-------- DATA TO USE --------

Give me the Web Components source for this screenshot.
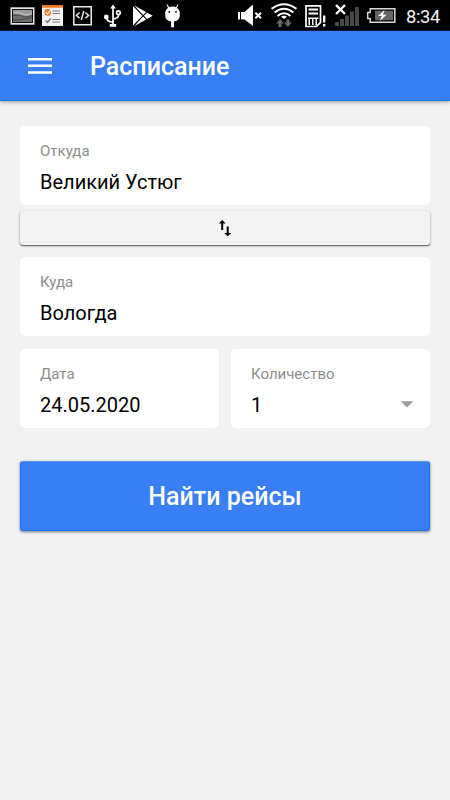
<!DOCTYPE html>
<html lang="ru">
<head>
<meta charset="utf-8">
<title>Расписание</title>
<style>
html,body{margin:0;height:100%;background:#f2f2f2;font-family:Roboto,"Noto Sans",sans-serif;overflow:hidden}
</style>
</head>
<body>
<schedule-app></schedule-app>
<script>
function define(name, html) {
  const template = document.createElement('template');
  template.innerHTML = html;
  customElements.define(name, class extends HTMLElement {
    constructor() {
      super();
      this.attachShadow({mode: 'open'}).append(template.content.cloneNode(true));
    }
  });
}

define('status-bar', `
<style>
:host{display:flex;box-sizing:border-box;height:31px;background:#000;padding-left:8px;color:#fff;border-bottom:1px solid #0a1733}
svg{display:block;flex:none;height:31px}
.gap{flex:1}
.time{width:44px;padding-top:1px;font-size:18.4px;line-height:31px;letter-spacing:-.4px;color:#f2f2f2}
</style>
<svg width="30" viewBox="8 0 30 31"><path fill="#e4e4e4" d="M10.500 7.300h24v17.400h-24z"/><path fill="#111" d="M12 9h21v14H12z"/><path fill="#6e6e6e" d="M13 10h19v12H13z"/><path fill="#999" d="M13 10h19v5q-5 2-10 .5T13 13z"/><path d="M13 13q7-1 10 1t9-1" fill="none" stroke="#c4c4c4"/><path d="M13 15.500q7-1 10 .7t9-.7M13 20q12 0 19-3" fill="none" stroke="#4a4a4a"/></svg>
<svg width="31" viewBox="38 0 31 31"><path fill="#f2f2f2" d="M42 5h21v21H42z"/><path fill="#f07a1c" d="M42 5h21v2.700H42z"/><circle cx="47.700" cy="12.400" r="3.300" fill="#f07a1c"/><path d="M45.800 12.200l1.700 1.800 3.200-4" fill="none" stroke="#fff" stroke-width="1.100"/><path d="M45.500 20.500l2 2 3.300-4M52.500 11h7.500M52.500 13.500h7.500M52.500 19.500h7.500M52.500 22h7.500" fill="none" stroke="#777" stroke-width="1.200"/></svg>
<svg width="30" viewBox="69 0 30 31"><path fill="none" stroke="#eee" stroke-width="1.500" d="M73.800 6.800h17.400v17.900H73.800z"/><path d="M79.600 12.500l-3.200 2.900 3.200 2.900M85.400 12.500l3.200 2.900-3.200 2.900M83.800 11l-2.500 9" stroke="#e4e4e4" stroke-width="1.500" fill="none"/></svg>
<svg width="29" viewBox="99 0 29 31"><g fill="none" stroke="#fff" stroke-width="1.700"><path d="M113 7v18M106.500 17q0 5 6.500 5M118.500 15q0 3.500-5.500 4"/><circle cx="118.400" cy="12.700" r="1.800"/></g><circle cx="106.300" cy="17" r="2.400" fill="#fff"/><path d="M110.200 8.500l2.800-4 2.800 4zM109.800 24h6.400v2.800h-6.400z" fill="#fff"/></svg>
<svg width="32" viewBox="128 0 32 31"><path fill="#fff" d="M133 6v19.500l9.300-9.800zM134.200 5.500l8.900 9.400 3-3zM134.200 26.300l8.900-9.700 3 3zM147 12.400l-3.100 3.300 3.100 3.300 5.700-3.300z"/></svg>
<svg width="28" viewBox="160 0 28 31"><path fill="#fff" d="M165.200 12q1.800-5.500 7.300-5.500T179.800 12v3.500q0 4.500-4.800 5.800h-1v6h-3v-6h-1q-4.800-1.300-4.800-5.800z"/><path d="M167 4.500l2 4M178 4.500l-2 4" stroke="#fff" stroke-width="1.100"/><circle cx="169.300" cy="11.900" r=".9"/><circle cx="176" cy="11.900" r=".9"/></svg>
<span class="gap"></span>
<svg width="32" viewBox="234 0 32 31"><path fill="#fff" d="M238 12h2v7.500h-2zM241 12h3.500l8.500-7.500v21.500L244.500 19.500H241z"/><path d="M255.400 12.700l5.600 5.600M261 12.700l-5.600 5.600" stroke="#fff" stroke-width="2"/></svg>
<svg width="36" viewBox="266 0 36 31"><g fill="none" stroke="#fff" stroke-width="2"><path d="M271.500 8.800q12.500-9.300 25 0M274.600 12.500q9.400-7.400 18.800 0M277.600 16q6.400-5.400 12.800 0"/></g><path d="M281 16.800q3-2.200 6 0l-3 2.200z" fill="#fff"/><path fill="#686868" d="M276 23.500l4-4.500 4 4.500h-2.500v3.500h-3v-3.500zM284 22.500l4 4.500 4-4.500h-2.500v-3h-3v3z"/></svg>
<svg width="29" viewBox="302 0 29 31"><path fill="none" stroke="#fff" stroke-width="1.700" d="M306 5.800h14.500v16.500l-4 4.200H306z"/><path fill="#fff" d="M308.500 8.500h9.500v2h-9.500zM308.500 12.500h9.500v2h-9.500zM308 17.500h10.500V19H308zM308.500 18h1.500v7h-1.500zM312 18h1.500v7H312zM315.500 18h1.500v7h-1.500z"/><path d="M324.200 15.500v7M324.200 24v2.500" stroke="#fff" stroke-width="2.300"/></svg>
<svg width="33" viewBox="331 0 33 31"><path fill="#484848" d="M335 22h4v4h-4zM340 19h4v7h-4zM345 15.500h4V26h-4zM350 11.500h4V26h-4zM355 7h4v19h-4z"/><path d="M336 5l9 9M345 5l-9 9" stroke="#fff" stroke-width="2.400"/></svg>
<svg width="42" viewBox="364 0 42 31"><path fill="none" stroke="#d8d8d8" stroke-width="1.500" d="M370.200 8.700h24.600v13.600h-24.600v-3.800h-2.500v-6h2.500z"/><path fill="#646464" d="M375 10.700h18v9.600h-18z"/><path fill="#fff" d="M384.500 10l-6.500 6h3.800l-2 5 6.800-6.300h-3.600z"/></svg>
<span class="time">8:34</span>
`);

define('app-header', `
<style>
:host{display:flex;box-sizing:border-box;height:70px;padding:1px 28px 0;align-items:center;background:#387ff5;border-bottom:1px solid #1475f5;box-shadow:0 1px 4px rgba(0,0,0,.38);color:#fff}
svg{display:block;margin-right:38px}
h1{margin:0;padding-top:2px;font-size:25px;line-height:30px;font-weight:500}
</style>
<svg width="24" height="18" viewBox="0 0 24 18" fill="#fff"><path d="M0 1h24v2.500H0zM0 7.600h24v2.500H0zM0 14.200h24v2.500H0z"/></svg>
<h1><slot></slot></h1>
`);

define('form-field', `
<style>
:host{display:flex;box-sizing:border-box;height:79px;background:#fff;border-radius:5px;padding:16px 16px 0 20px;justify-content:space-between}
.label{font-size:15px;line-height:18px;color:#8c8c8c}
.value{margin-top:10px;font-size:20px;line-height:24px;color:#000}
</style>
<div><div class="label"><slot name="label"></slot></div><div class="value"><slot></slot></div></div>
<slot name="icon"></slot>
`);

define('drop-arrow', `
<style>:host{display:block;padding-top:36px;height:7px}svg{display:block}</style>
<svg width="14" height="7" viewBox="0 0 14 7"><path d="M.8.2h12.400L7 6.500z" fill="#999"/></svg>
`);

define('swap-button', `
<style>
:host{display:block}
button{display:flex;width:100%;height:34px;padding:0;align-items:center;justify-content:center;border:0;border-radius:3px;background:#f3f3f3;box-shadow:0 1px 1px -.5px rgba(0,0,0,.45),0 1px 3px rgba(0,0,0,.3)}
svg{display:block}
</style>
<button aria-label="Поменять местами"><svg width="14" height="18" viewBox="0 0 14 18"><path fill="#000" d="M4.200 1L7.600 4.500H5.200V11H3.200V4.500H.8zM8.700 7.500h2V14h2.500L9.700 17.300 6.200 14h2.500z"/></svg></button>
`);

define('submit-button', `
<style>
:host{display:block}
button{display:block;box-sizing:border-box;width:100%;height:70px;padding:2px 0 0;border:1px solid #1675f8;border-top-color:#569bf8;border-radius:3px;background:#387ff5;color:#fff;font:500 25px/66px Roboto,"Noto Sans",sans-serif;box-shadow:0 1px 3px rgba(0,0,0,.5)}
</style>
<button><slot></slot></button>
`);

define('schedule-app', `
<style>
:host{display:flex;flex-direction:column;height:100vh}
main{display:flex;flex-direction:column;padding:25px 20px}
swap-button{margin:6px 0 12px}
.row{display:grid;grid-template-columns:199px 199px;column-gap:12px;margin:13px 0 33px;align-items:start}
</style>
<status-bar></status-bar>
<app-header>Расписание</app-header>
<main>
<form-field><span slot="label">Откуда</span>Великий Устюг</form-field>
<swap-button></swap-button>
<form-field><span slot="label">Куда</span>Вологда</form-field>
<div class="row">
<form-field><span slot="label">Дата</span>24.05.2020</form-field>
<form-field><span slot="label">Количество</span>1<drop-arrow slot="icon"></drop-arrow></form-field>
</div>
<submit-button>Найти рейсы</submit-button>
</main>
`);
</script>
</body>
</html>
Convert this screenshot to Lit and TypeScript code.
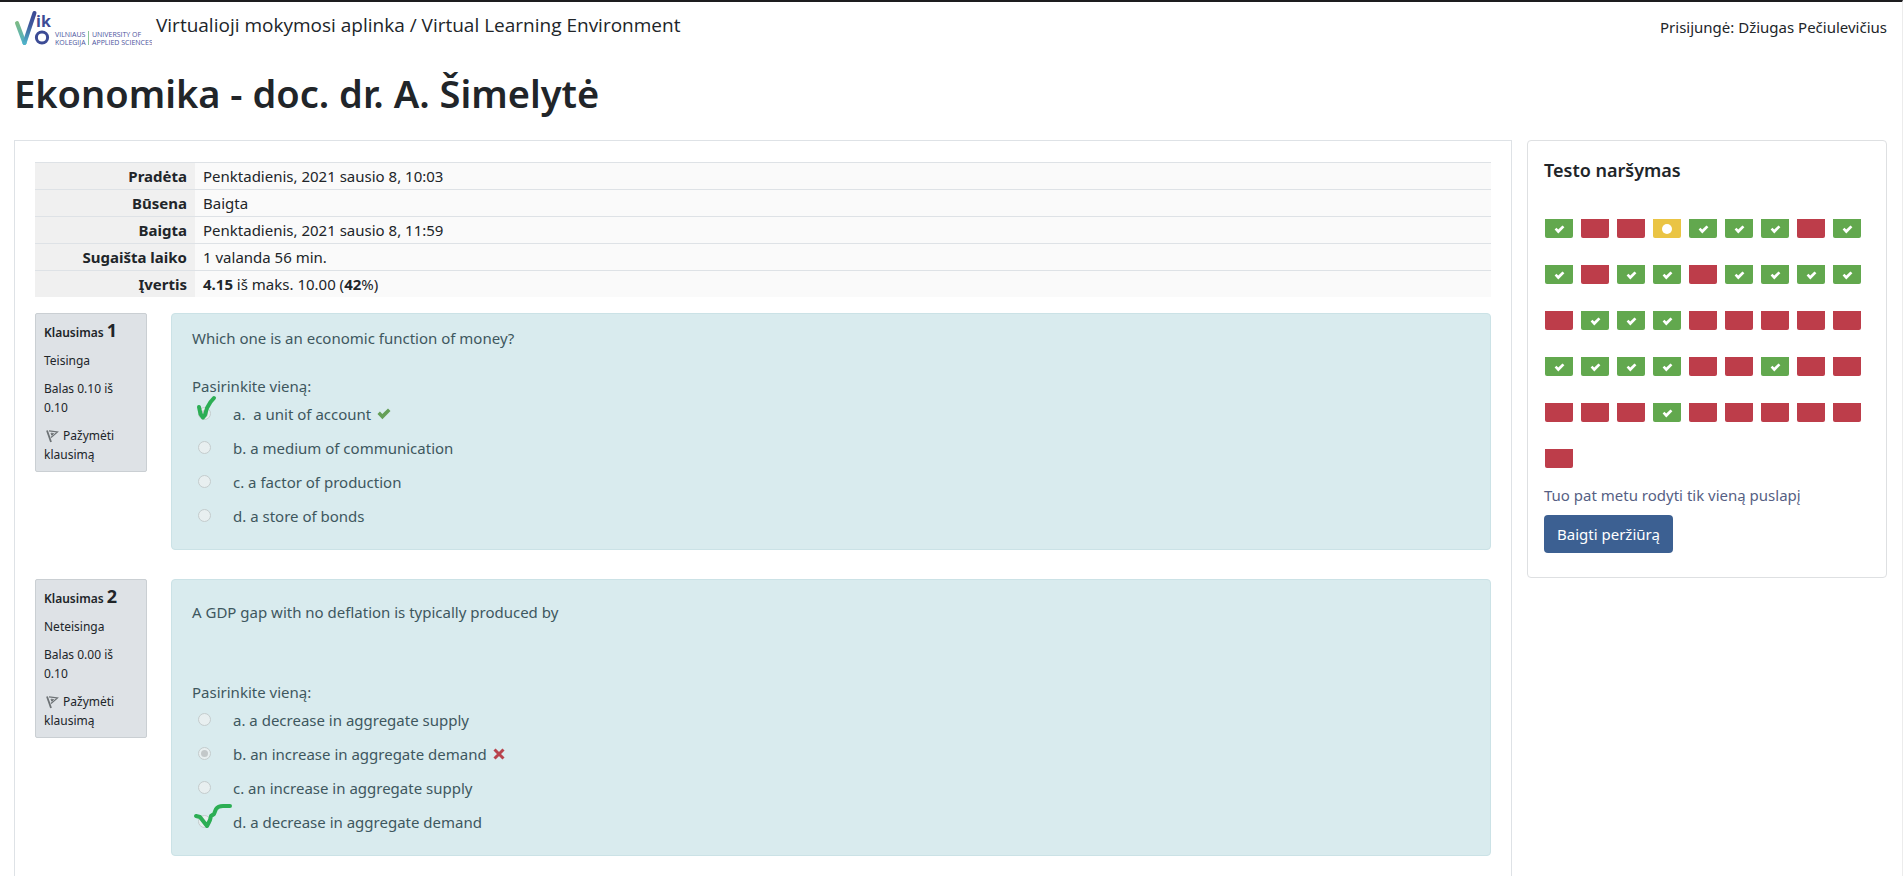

--------

_INSTRUCTION_
Tally up the lines holding the word "this" in the data above, and answer with that figure only.

_TASK ANSWER_
3